In this case the only casualty is readability. The combined query is harder to read and debug than our first attempt.

In many cases, it may not be possible to collapse all the related queries into one like this. The solution in those cases, and anytime you want more readable code, is to use MySQL's transaction syntax. By marking a set of statements as a transaction, you inform the database that they are a related, indivisible set. They should be treated as an atomic unit and either all succeed or all have no effect. You can run these two queries as a single transaction using the following SQL statements:

 start transaction; update account set balance = balance - 1000 where number = 2; update account set balance = balance + 1000 where number = 1; commit;

An important property of transactions is that they are not visible to other sessions until they are complete and committed. No other thread can read inconsistent data from the table(s) while you are in the process of updating it.

Another benefit of transactions is that partially performed transactions can be undone. As long as we attempt to roll back the transaction before we have committed it, then any changes made by queries that are part of the transaction will be undone.

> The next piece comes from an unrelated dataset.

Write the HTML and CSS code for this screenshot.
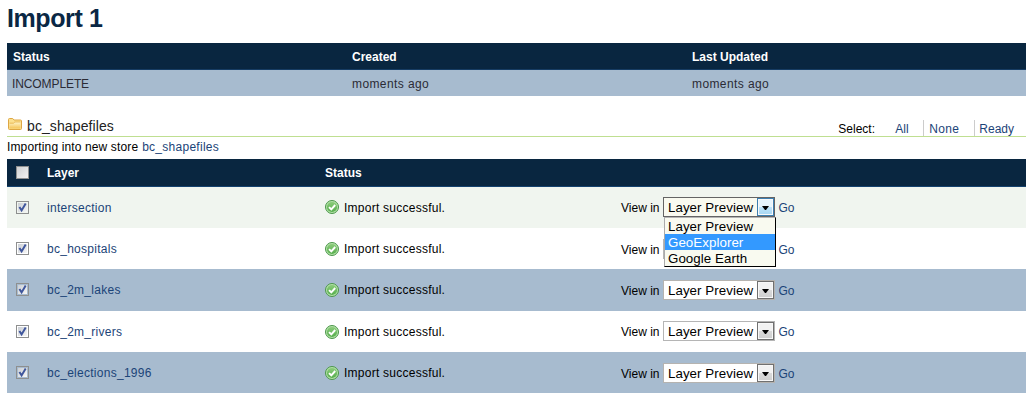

In the case of our transfer example, if we added a SELECT statement to check that we were not removing more money from the source account than it contained, we could use the keyword ROLLBACK if we wanted to cancel the whole transaction. The syntax would look like this:

 start transaction; update account set balance = balance - 1000 where number = 2; update account set balance = balance + 1000 where number = 1; select balance from account where number = 2; # select tells us that account #2 has a negative balance! # we'd better abort rollback;

Calling ROLLBACK aborts the transaction and undoes any changes it would have made. A transaction that was rolled back instead of committed leaves no trace in the data. Because partial results were never visible to other sessions, it is exactly as though it never happened.